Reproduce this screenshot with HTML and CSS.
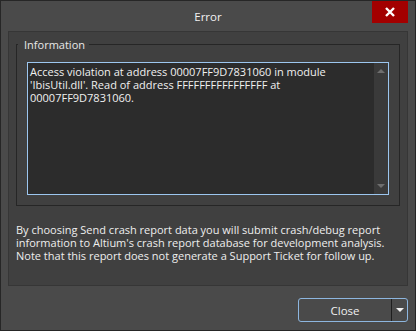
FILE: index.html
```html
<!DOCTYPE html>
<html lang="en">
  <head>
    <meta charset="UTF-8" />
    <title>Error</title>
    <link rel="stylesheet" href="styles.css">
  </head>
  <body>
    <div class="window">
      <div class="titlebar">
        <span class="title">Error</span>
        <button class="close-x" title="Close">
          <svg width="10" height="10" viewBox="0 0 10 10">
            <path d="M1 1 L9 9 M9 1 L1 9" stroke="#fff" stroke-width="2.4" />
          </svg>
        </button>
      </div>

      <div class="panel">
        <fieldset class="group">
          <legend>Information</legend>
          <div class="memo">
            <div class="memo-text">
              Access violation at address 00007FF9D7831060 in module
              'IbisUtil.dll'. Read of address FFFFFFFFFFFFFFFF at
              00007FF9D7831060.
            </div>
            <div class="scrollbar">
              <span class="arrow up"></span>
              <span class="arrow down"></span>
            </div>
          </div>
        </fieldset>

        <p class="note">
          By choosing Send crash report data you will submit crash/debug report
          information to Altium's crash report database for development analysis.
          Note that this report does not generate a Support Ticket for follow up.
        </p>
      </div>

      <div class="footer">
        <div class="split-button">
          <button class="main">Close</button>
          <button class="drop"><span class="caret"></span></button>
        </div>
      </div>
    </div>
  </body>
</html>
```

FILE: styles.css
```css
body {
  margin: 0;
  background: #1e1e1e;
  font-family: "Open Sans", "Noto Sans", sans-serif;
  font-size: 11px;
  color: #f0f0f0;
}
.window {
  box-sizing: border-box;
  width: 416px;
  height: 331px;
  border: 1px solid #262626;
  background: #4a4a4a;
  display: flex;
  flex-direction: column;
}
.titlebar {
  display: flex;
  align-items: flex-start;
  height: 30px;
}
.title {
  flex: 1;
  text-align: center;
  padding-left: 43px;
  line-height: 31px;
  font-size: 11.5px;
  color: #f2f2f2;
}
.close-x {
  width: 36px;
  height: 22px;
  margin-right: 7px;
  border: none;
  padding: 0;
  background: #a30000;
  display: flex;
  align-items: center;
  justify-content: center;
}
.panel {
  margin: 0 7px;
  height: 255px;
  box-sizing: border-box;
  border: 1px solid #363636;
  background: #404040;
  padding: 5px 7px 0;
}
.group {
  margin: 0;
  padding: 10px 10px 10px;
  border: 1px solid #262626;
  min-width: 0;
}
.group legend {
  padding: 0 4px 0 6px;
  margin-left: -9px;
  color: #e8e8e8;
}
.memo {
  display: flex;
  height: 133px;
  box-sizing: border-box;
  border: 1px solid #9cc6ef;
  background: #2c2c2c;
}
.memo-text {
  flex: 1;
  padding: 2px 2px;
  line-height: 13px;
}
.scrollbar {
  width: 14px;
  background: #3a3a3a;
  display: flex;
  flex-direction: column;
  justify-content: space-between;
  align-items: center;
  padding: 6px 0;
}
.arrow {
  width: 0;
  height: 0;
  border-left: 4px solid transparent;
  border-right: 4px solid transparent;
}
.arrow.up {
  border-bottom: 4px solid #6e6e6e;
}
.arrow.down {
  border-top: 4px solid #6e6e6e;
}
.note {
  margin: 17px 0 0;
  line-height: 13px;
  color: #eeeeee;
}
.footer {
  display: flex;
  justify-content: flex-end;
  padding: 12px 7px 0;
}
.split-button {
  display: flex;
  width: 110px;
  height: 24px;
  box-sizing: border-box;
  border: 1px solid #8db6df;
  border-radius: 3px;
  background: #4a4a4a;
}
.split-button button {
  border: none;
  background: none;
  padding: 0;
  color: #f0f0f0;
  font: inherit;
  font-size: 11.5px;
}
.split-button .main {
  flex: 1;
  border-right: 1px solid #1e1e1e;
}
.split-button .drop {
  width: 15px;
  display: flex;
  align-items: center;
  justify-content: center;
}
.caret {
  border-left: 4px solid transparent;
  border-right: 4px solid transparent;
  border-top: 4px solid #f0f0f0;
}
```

+ + +

_REQUEST_:
Restate the full listing verbatim and drop every picture.

_CORRECT RESULT_:
Reproduce this screenshot with HTML and CSS.
FILE: index.html
```html
<!DOCTYPE html>
<html lang="en">
  <head>
    <meta charset="UTF-8" />
    <title>Error</title>
    <link rel="stylesheet" href="styles.css">
  </head>
  <body>
    <div class="window">
      <div class="titlebar">
        <span class="title">Error</span>
        <button class="close-x" title="Close">
          <svg width="10" height="10" viewBox="0 0 10 10">
            <path d="M1 1 L9 9 M9 1 L1 9" stroke="#fff" stroke-width="2.4" />
          </svg>
        </button>
      </div>

      <div class="panel">
        <fieldset class="group">
          <legend>Information</legend>
          <div class="memo">
            <div class="memo-text">
              Access violation at address 00007FF9D7831060 in module
              'IbisUtil.dll'. Read of address FFFFFFFFFFFFFFFF at
              00007FF9D7831060.
            </div>
            <div class="scrollbar">
              <span class="arrow up"></span>
              <span class="arrow down"></span>
            </div>
          </div>
        </fieldset>

        <p class="note">
          By choosing Send crash report data you will submit crash/debug report
          information to Altium's crash report database for development analysis.
          Note that this report does not generate a Support Ticket for follow up.
        </p>
      </div>

      <div class="footer">
        <div class="split-button">
          <button class="main">Close</button>
          <button class="drop"><span class="caret"></span></button>
        </div>
      </div>
    </div>
  </body>
</html>
```

FILE: styles.css
```css
body {
  margin: 0;
  background: #1e1e1e;
  font-family: "Open Sans", "Noto Sans", sans-serif;
  font-size: 11px;
  color: #f0f0f0;
}
.window {
  box-sizing: border-box;
  width: 416px;
  height: 331px;
  border: 1px solid #262626;
  background: #4a4a4a;
  display: flex;
  flex-direction: column;
}
.titlebar {
  display: flex;
  align-items: flex-start;
  height: 30px;
}
.title {
  flex: 1;
  text-align: center;
  padding-left: 43px;
  line-height: 31px;
  font-size: 11.5px;
  color: #f2f2f2;
}
.close-x {
  width: 36px;
  height: 22px;
  margin-right: 7px;
  border: none;
  padding: 0;
  background: #a30000;
  display: flex;
  align-items: center;
  justify-content: center;
}
.panel {
  margin: 0 7px;
  height: 255px;
  box-sizing: border-box;
  border: 1px solid #363636;
  background: #404040;
  padding: 5px 7px 0;
}
.group {
  margin: 0;
  padding: 10px 10px 10px;
  border: 1px solid #262626;
  min-width: 0;
}
.group legend {
  padding: 0 4px 0 6px;
  margin-left: -9px;
  color: #e8e8e8;
}
.memo {
  display: flex;
  height: 133px;
  box-sizing: border-box;
  border: 1px solid #9cc6ef;
  background: #2c2c2c;
}
.memo-text {
  flex: 1;
  padding: 2px 2px;
  line-height: 13px;
}
.scrollbar {
  width: 14px;
  background: #3a3a3a;
  display: flex;
  flex-direction: column;
  justify-content: space-between;
  align-items: center;
  padding: 6px 0;
}
.arrow {
  width: 0;
  height: 0;
  border-left: 4px solid transparent;
  border-right: 4px solid transparent;
}
.arrow.up {
  border-bottom: 4px solid #6e6e6e;
}
.arrow.down {
  border-top: 4px solid #6e6e6e;
}
.note {
  margin: 17px 0 0;
  line-height: 13px;
  color: #eeeeee;
}
.footer {
  display: flex;
  justify-content: flex-end;
  padding: 12px 7px 0;
}
.split-button {
  display: flex;
  width: 110px;
  height: 24px;
  box-sizing: border-box;
  border: 1px solid #8db6df;
  border-radius: 3px;
  background: #4a4a4a;
}
.split-button button {
  border: none;
  background: none;
  padding: 0;
  color: #f0f0f0;
  font: inherit;
  font-size: 11.5px;
}
.split-button .main {
  flex: 1;
  border-right: 1px solid #1e1e1e;
}
.split-button .drop {
  width: 15px;
  display: flex;
  align-items: center;
  justify-content: center;
}
.caret {
  border-left: 4px solid transparent;
  border-right: 4px solid transparent;
  border-top: 4px solid #f0f0f0;
}
```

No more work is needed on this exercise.